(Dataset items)

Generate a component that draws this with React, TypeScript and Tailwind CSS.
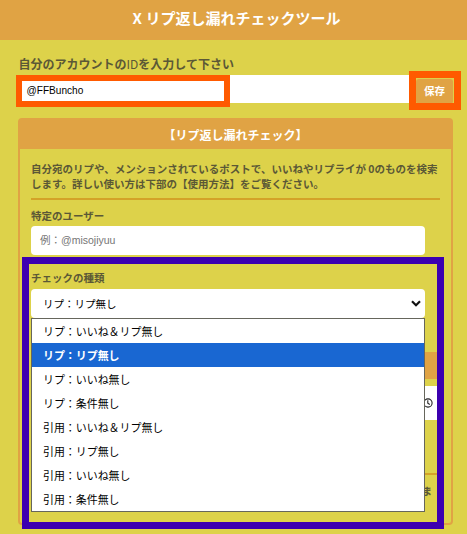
const options = [
  'リプ：いいね＆リプ無し',
  'リプ：リプ無し',
  'リプ：いいね無し',
  'リプ：条件無し',
  '引用：いいね＆リプ無し',
  '引用：リプ無し',
  '引用：いいね無し',
  '引用：条件無し',
];

function Menu() {
  return (
    <ul className="absolute left-0 top-full z-10 h-[194px] w-full border border-[#66665c] bg-white">
      {options.map((label, i) => (
        <li
          key={label}
          className={`flex h-6 items-center pl-[11px] text-[10.95px] ${
            i === 1 ? 'bg-[#1967d2] font-bold text-white' : 'text-black'
          }`}
        >
          {label}
        </li>
      ))}
    </ul>
  );
}

function CheckPanel() {
  return (
    <section className="ml-[18px] mt-[15px] h-[407px] w-[435px] rounded-[4px] border-2 border-[#e0a344]">
      <h2 className="-mx-px -mt-px flex h-[30px] items-center justify-center bg-[#e0a344] pt-px text-[12px] font-bold text-white">
        【リプ返し漏れチェック】
      </h2>
      <div className="px-[11px] pt-[12px] text-[10.5px]">
        <p className="whitespace-nowrap font-bold leading-[15px]">
          自分宛のリプや、メンションされているポストで、いいねやリプライが 0のものを検索
          <br />
          します。詳しい使い方は下部の【使用方法】をご覧ください。
        </p>
        <div className="mt-[7px] h-[2px] w-[409px] bg-[#d4a228]" />
        <label className="mt-[8px] block font-bold leading-[16px]">特定のユーザー</label>
        <div className="mt-[2px] flex h-[29px] w-[394px] items-center rounded-[4px] bg-white pl-[9px] pt-px font-['Liberation_Sans','Noto_Sans_CJK_JP',sans-serif] text-[#757575]">
          例：@misojiyuu
        </div>
        <label className="mt-[15px] block font-bold leading-[16px]">チェックの種類</label>
        <div className="relative mt-[3px] flex h-[29px] w-[394px] items-center justify-between rounded-[4px] bg-white pl-[12px] pr-[4px] text-black">
          <span>リプ：リプ無し</span>
          <svg width="10" height="7" viewBox="0 0 10 7" fill="none" stroke="#111" strokeWidth="2.2">
            <path d="M1 1.2 5 5.2 9 1.2" />
          </svg>
          <Menu />
        </div>
        <div className="mt-[34px] h-[27px] w-[409px] bg-[#e0a344]" />
        <div className="mt-[7px] flex h-[34px] w-[409px] items-center justify-end bg-white pr-[7px]">
          <svg width="10" height="10" viewBox="0 0 10 10" fill="none" stroke="#222" strokeWidth="1.1">
            <circle cx="5" cy="5" r="4.1" />
            <path d="M4.8 2.3v3l2 1.2" />
          </svg>
        </div>
        <div className="mt-[53px] h-[2px] w-[409px] bg-[#d4a228]" />
        <p className="mt-[8px] w-[401px] text-right font-bold leading-[15px]">ま</p>
      </div>
    </section>
  );
}

export default function App() {
  return (
    <main className="relative h-[534px] w-[467px] overflow-hidden bg-[#ddd24a] font-['Noto_Sans_CJK_JP',sans-serif] text-[#5b5836]">
      <header className="flex h-[40px] items-center justify-center bg-[#e0a344] pb-[3px] pl-[6px] text-[15px] font-bold text-white">
        X リプ返し漏れチェックツール
      </header>
      <div className="pl-[18.5px] pt-[15px]">
        <label className="block text-[12px] font-bold leading-[18px]">
          自分のアカウントの<span className="font-normal">ID</span>を入力して下さい
        </label>
        <div className="mt-[2px] flex h-[28px]">
          <div className="flex w-[393px] items-center bg-white pl-[8px] pt-[3px] font-['Liberation_Sans',sans-serif] text-[10.1px] text-black">
            @FFBuncho
          </div>
          <button className="ml-[4.5px] mt-[4px] flex h-[25px] w-[37px] items-center justify-center rounded-[3px] bg-[#e0a344] pb-[2px] text-[10.5px] font-bold text-white">
            保存
          </button>
        </div>
      </div>
      <CheckPanel />
      <div className="absolute left-[16px] top-[75px] z-20 h-[32px] w-[214px] border-[6px] border-[#ff5a00]" />
      <div className="absolute left-[409px] top-[71px] z-20 h-[39px] w-[52px] border-[7px] border-[#ff5a00]" />
      <div className="absolute left-[22px] top-[257px] z-20 h-[272px] w-[422px] border-[7px] border-[#3c00b0]" />
    </main>
  );
}
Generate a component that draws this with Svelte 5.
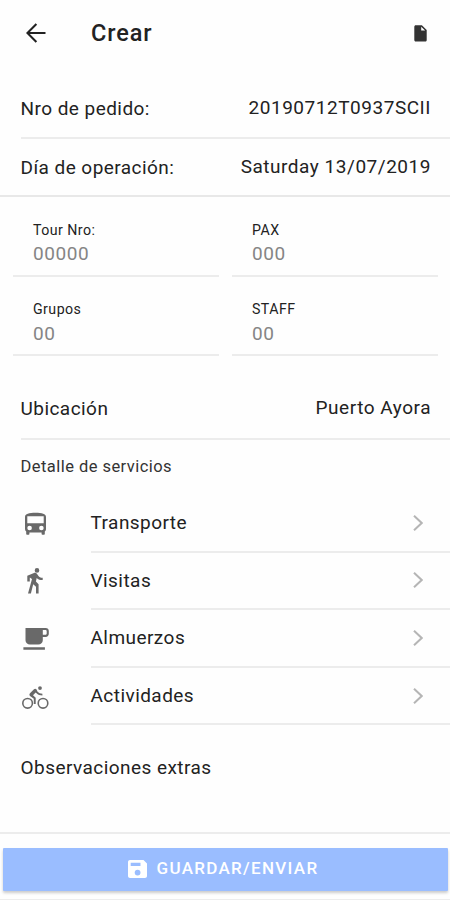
<script lang="ts">
  type IconName = 'bus' | 'walk' | 'cafe' | 'bike';

  const order = [
    { label: 'Nro de pedido:', value: '20190712T0937SCII' },
    { label: 'Día de operación:', value: 'Saturday 13/07/2019' }
  ];

  const fields = [
    { label: 'Tour Nro:', placeholder: '00000' },
    { label: 'PAX', placeholder: '000' },
    { label: 'Grupos', placeholder: '00' },
    { label: 'STAFF', placeholder: '00' }
  ];

  const services: { name: string; icon: IconName }[] = [
    { name: 'Transporte', icon: 'bus' },
    { name: 'Visitas', icon: 'walk' },
    { name: 'Almuerzos', icon: 'cafe' },
    { name: 'Actividades', icon: 'bike' }
  ];
</script>

{#snippet serviceIcon(name: IconName)}
  <svg class="service-icon" viewBox="0 0 30 30" aria-hidden="true">
    {#if name === 'bus'}
      <path fill-rule="evenodd" d="M4 8C4 4.800 8 3.800 14.500 3.800S25 4.800 25 8v12c0 1.100-.4 2-1.200 2.600V25c0 .5-.3.800-.8.800h-1.600c-.5 0-.8-.3-.8-.8v-1.600H8.400V25c0 .5-.3.800-.8.800H6c-.5 0-.8-.3-.8-.8v-2.400C4.400 22 4 21.100 4 20zM6.300 7.300v7h16.400v-7zM8.600 16.700a2.300 2.300 0 1 0 0 4.600a2.300 2.300 0 1 0 0-4.600zM20.400 16.700a2.300 2.300 0 1 0 0 4.600a2.300 2.300 0 1 0 0-4.600z" />
    {:else if name === 'walk'}
      <path d="M16 6.700a2.300 2.300 0 1 0 0-4.600a2.300 2.300 0 1 0 0 4.600zM11 13L7 27.500h2.900l2.300-9.300 2.800 2.500v6.800h2.600v-9.300L14.900 15.500l.8-3.600c1.400 1.500 3.400 2.200 6 2.200v-2.300c-2.100 0-3.700-.8-4.600-2.300l-1.200-1.700c-.5-.7-1.200-1-1.900-1-.4 0-.7.1-1 .2L6.300 9.700v5.900h2.500v-4.100z" />
    {:else if name === 'cafe'}
      <path fill-rule="evenodd" d="M4.500 4h20.200c1.900 0 3.100 1.300 3.100 3.100v2.700c0 1.900-1.300 3.100-3.100 3.100h-2.900v3.400c0 2.500-2 4.300-4.500 4.300H9c-2.500 0-4.500-1.800-4.500-4.300zM21.800 6.100v4.700h2.400c.9 0 1.500-.5 1.500-1.300V7.400c0-.8-.6-1.300-1.500-1.300zM2.400 23.200h21.500v2.600H2.400z" />
    {:else}
      <path fill-rule="evenodd" d="M6.600 15.700a5.600 5.600 0 1 0 0 11.200a5.600 5.600 0 1 0 0-11.200zm0 1.600a4 4 0 1 1 0 8a4 4 0 1 1 0-8zM22 15.700a5.600 5.600 0 1 0 0 11.200a5.600 5.600 0 1 0 0-11.200zm0 1.600a4 4 0 1 1 0 8a4 4 0 1 1 0-8z" />
      <path d="M19 8a1.900 1.900 0 1 0 0-3.800A1.900 1.900 0 0 0 19 8zM16.600 9.800c1.200 1.200 2.700 1.900 4.800 1.900v1.800c-2.400 0-4.500-.8-5.900-2.200l-.8-.8-2.700 2.700 2.700 2.500v6.400h-1.900v-5.300L9 13.900c-.8-.7-.8-1.900 0-2.700L13 7.300c.7-.7 1.700-.7 2.400 0z" />
    {/if}
  </svg>
{/snippet}

<div class="page">
  <header class="toolbar">
    <button class="back" aria-label="Volver">
      <svg viewBox="0 0 20 20" width="20" height="20">
        <path d="M10.400.9L1.400 10l9 9.100M1.500 10h18" />
      </svg>
    </button>
    <h1>Crear</h1>
    <svg class="doc" viewBox="0 0 13 17" width="13" height="17">
      <path d="M1.700.3h6.200L12.700 5v9.900c0 .9-.7 1.600-1.600 1.600H1.700C.9 16.500.3 15.800.3 15V1.900C.3 1 .9.300 1.700.3zM7.200 1.800v3.800h3.900z" />
    </svg>
  </header>

  <main>
    <section class="order">
      {#each order as row}
        <div class="row">
          <span>{row.label}</span>
          <span class="value">{row.value}</span>
        </div>
      {/each}
    </section>

    <section class="fields">
      {#each fields as field}
        <label class="field">
          <span>{field.label}</span>
          <input type="text" placeholder={field.placeholder} />
        </label>
      {/each}
    </section>

    <div class="row location">
      <span>Ubicación</span>
      <span class="value">Puerto Ayora</span>
    </div>

    <h2>Detalle de servicios</h2>
    <ul class="services">
      {#each services as service}
        <li>
          {@render serviceIcon(service.icon)}
          <div class="service">
            <span>{service.name}</span>
            <svg class="chevron" viewBox="0 0 10 16" width="10" height="16">
              <path d="M1 .8L8.700 8 1 15.200" />
            </svg>
          </div>
        </li>
      {/each}
    </ul>

    <p class="notes">Observaciones extras</p>
  </main>

  <footer>
    <button class="save">
      <svg viewBox="0 0 19 18" width="19" height="18">
        <path fill-rule="evenodd" d="M2 0h13.500L19 3.500V16c0 1.100-.9 2-2 2H2c-1.100 0-2-.9-2-2V2C0 .9.900 0 2 0zM2.700 2.700v3.200h9.800V2.700zM9.600 9.700a2.900 2.900 0 1 0 0 5.800a2.900 2.900 0 1 0 0-5.800z" />
      </svg>
      <span>GUARDAR/ENVIAR</span>
    </button>
  </footer>
</div>

<style>
  :global(body) {
    margin: 0;
    background: #fefefe;
  }
  .page {
    width: 450px;
    height: 900px;
    display: flex;
    flex-direction: column;
    overflow: hidden;
    box-sizing: border-box;
    border-bottom: 1px solid #ededed;
    background: #fefefe;
    color: #222;
    font-family: Roboto, sans-serif;
    font-size: 19px;
    letter-spacing: 0.45px;
  }
  button {
    border: 0;
    padding: 0;
    font: inherit;
  }
  .toolbar {
    display: flex;
    align-items: center;
    height: 66px;
    padding: 0 23px 0 26px;
  }
  .back {
    display: flex;
    width: 65px;
    background: none;
  }
  .back path {
    fill: none;
    stroke: #222;
    stroke-width: 2.1;
  }
  h1 {
    flex: 1;
    margin: 0;
    font-size: 23.5px;
    font-weight: 500;
    letter-spacing: 0.9px;
  }
  .doc {
    fill: #333;
  }
  main {
    flex: 1;
  }
  .order {
    margin-top: 13px;
    border-bottom: 2px solid #e8e8e8;
  }
  .row {
    display: flex;
    align-items: center;
    justify-content: space-between;
    height: 56px;
    margin-left: 20.5px;
    padding-right: 19px;
  }
  .order .row:first-child {
    height: 58px;
    border-bottom: 2px solid #ececec;
  }
  .value {
    margin-top: -2px;
    letter-spacing: 0.53px;
  }
  .fields {
    display: grid;
    grid-template-columns: 206px 206px;
    column-gap: 13px;
    padding-left: 13px;
  }
  .field {
    display: flex;
    flex-direction: column;
    height: 79.5px;
    padding: 23.5px 20px 0;
    box-sizing: border-box;
    border-bottom: 2px solid #ececec;
    font-size: 14.2px;
    line-height: 18px;
  }
  .field input {
    width: 100%;
    height: 24px;
    margin-top: 3px;
    padding: 0;
    border: 0;
    outline: 0;
    background: none;
    font: inherit;
    font-size: 19px;
    line-height: 22px;
    letter-spacing: 0.6px;
  }
  .field input::placeholder {
    color: #858585;
    opacity: 1;
  }
  .location {
    height: 60px;
    margin-top: 22px;
    border-bottom: 2px solid #ececec;
  }
  h2 {
    margin: 0;
    padding: 16px 20.5px 0;
    font-size: 16.5px;
    font-weight: 400;
    line-height: 22px;
    color: #333;
  }
  .services {
    margin: 17px 0 0;
    padding: 0;
    list-style: none;
  }
  li {
    display: flex;
    align-items: center;
    height: 57.6px;
    padding-left: 21px;
  }
  .service-icon {
    width: 30px;
    height: 30px;
    margin-right: 39.5px;
    fill: #696969;
  }
  .service {
    flex: 1;
    display: flex;
    align-items: center;
    justify-content: space-between;
    height: 100%;
    box-sizing: border-box;
    padding-right: 27px;
    border-bottom: 2px solid #ececec;
  }
  .chevron path {
    fill: none;
    stroke: #b5b5b5;
    stroke-width: 2;
  }
  .notes {
    margin: 31px 20.5px 0;
    line-height: 24px;
  }
  footer {
    padding: 14px 2px 8px 3px;
    border-top: 2px solid #ececec;
  }
  .save {
    display: flex;
    align-items: center;
    justify-content: center;
    gap: 10px;
    width: 100%;
    height: 43px;
    padding: 0 5px 3px 0;
    border-radius: 1px;
    background: #9abdff;
    box-shadow: 0 2px 3px rgba(0, 0, 0, 0.2);
    color: #fff;
    font-size: 17px;
    font-weight: 500;
    letter-spacing: 1.3px;
  }
  .save svg {
    margin-top: 1px;
    fill: #fff;
  }
</style>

### EXERCISE GOAL
Copy every line of the listing that contains the word "this".

### FULL SOLUTION
Generate a component that draws this with React, TypeScript and Tailwind CSS.
Generate a component that draws this with Svelte 5.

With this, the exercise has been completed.